The Student t distribution with one degree of freedom, also known as the Cauchy distribution, is very much like the Gaussian, except that it has heavy tails, meaning that outliers have a much higher probability of occurrence, as shown in the graph above. In the present context, this means that while we visit the points at random in the reduce space, we are much more likely to hop to distant points.

This change has somewhat surprising consequences. The right panel above shows how a figure is transformed by this operation (here there is no reduction of dimensionality). The points that are close to the center are repelled towards the edges that are themselves compressed. The way to understand this is that our probability of hopping from any of the outward points to the central point must be the same as in the original figure, but since the weights are now given by the Cauchy curve, the central point must lie further away relative to the other points. This effect pulls the external points away from the center, and the periphery appears to be more compressed in comparison.

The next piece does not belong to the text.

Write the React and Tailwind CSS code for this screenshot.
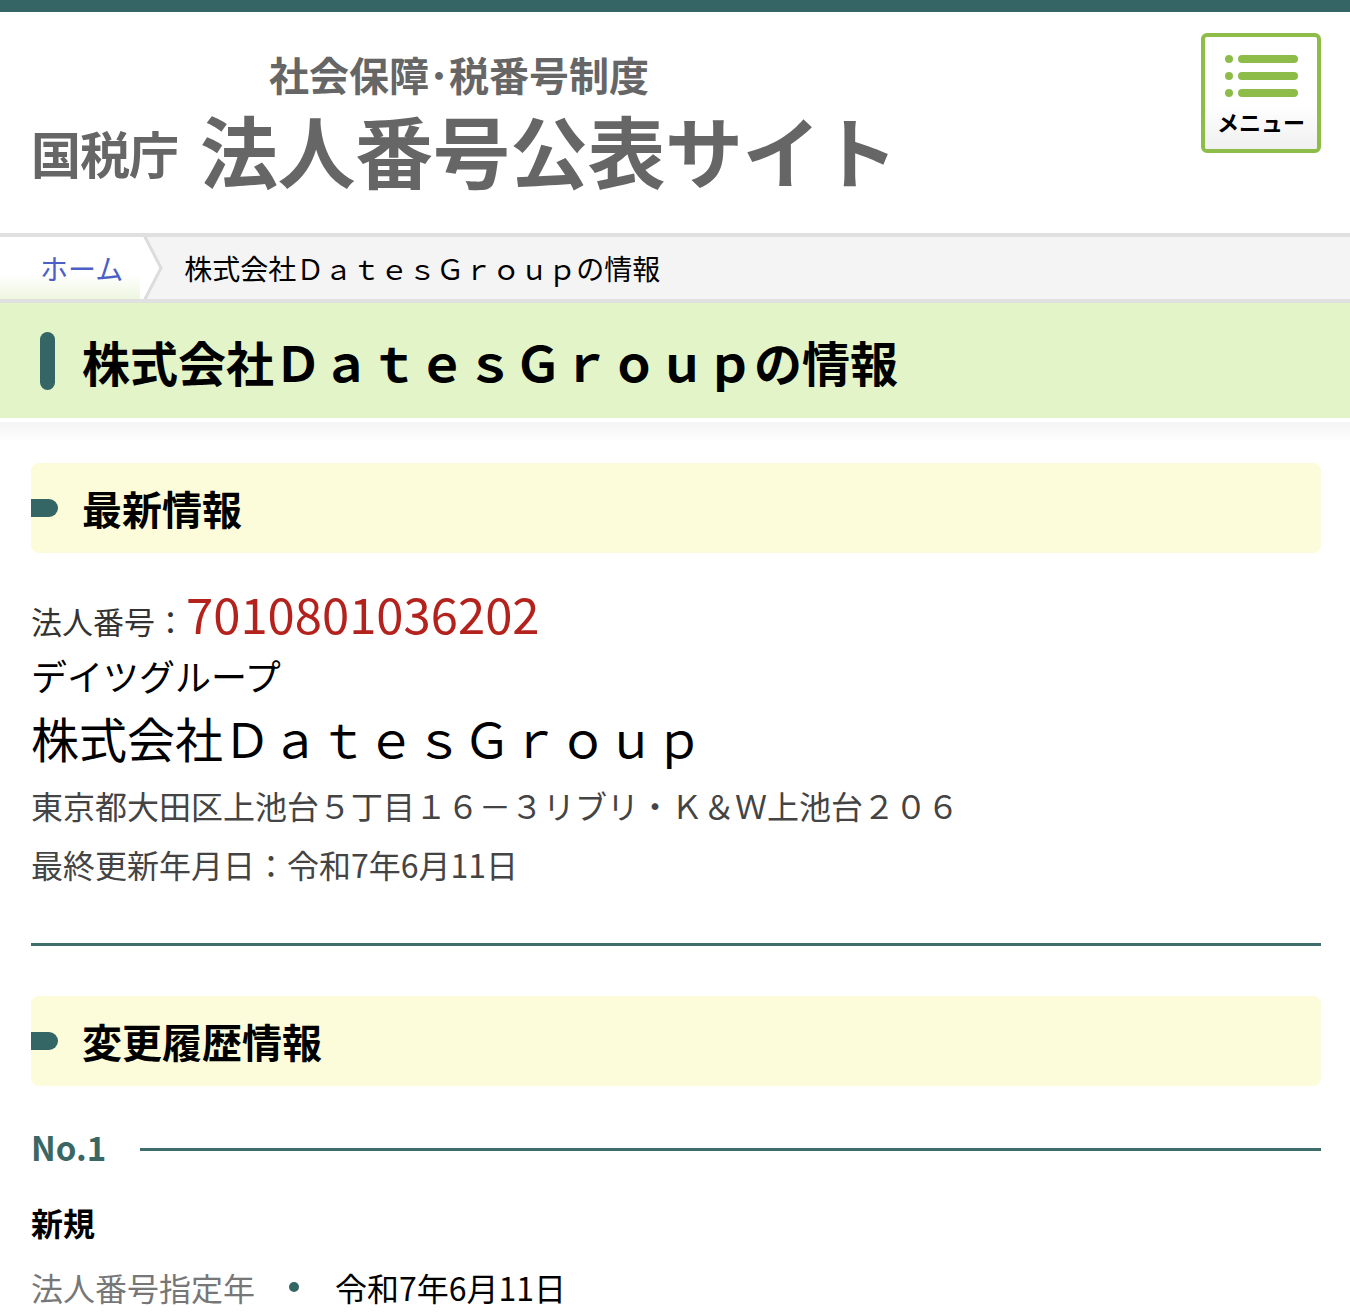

The implications of this property will be fully described in the next post. For now, we see that t-SNE projections can be thought of as the spatial representation of a random walk in the original data set. The points are laid in such a way that our probability to jump from one point to the next would be nearly the same in the original space. This explains why the t-SNE layout is only loosely linked to the layout of the point in the original space.

Conclusion

t-SNE is a dimension reduction technique that mixes theoretical and empirical principles. It aims to preserve the local neighborhoods between the points, and does this using different weights in the original and in the reduced space. This maintains the relative positions of the points, regardless of their actual distribution in the original space. This is very useful to identify clusters of data records with many variables, and the downside is that the axes of the reduced space do not have a straightforward interpretation.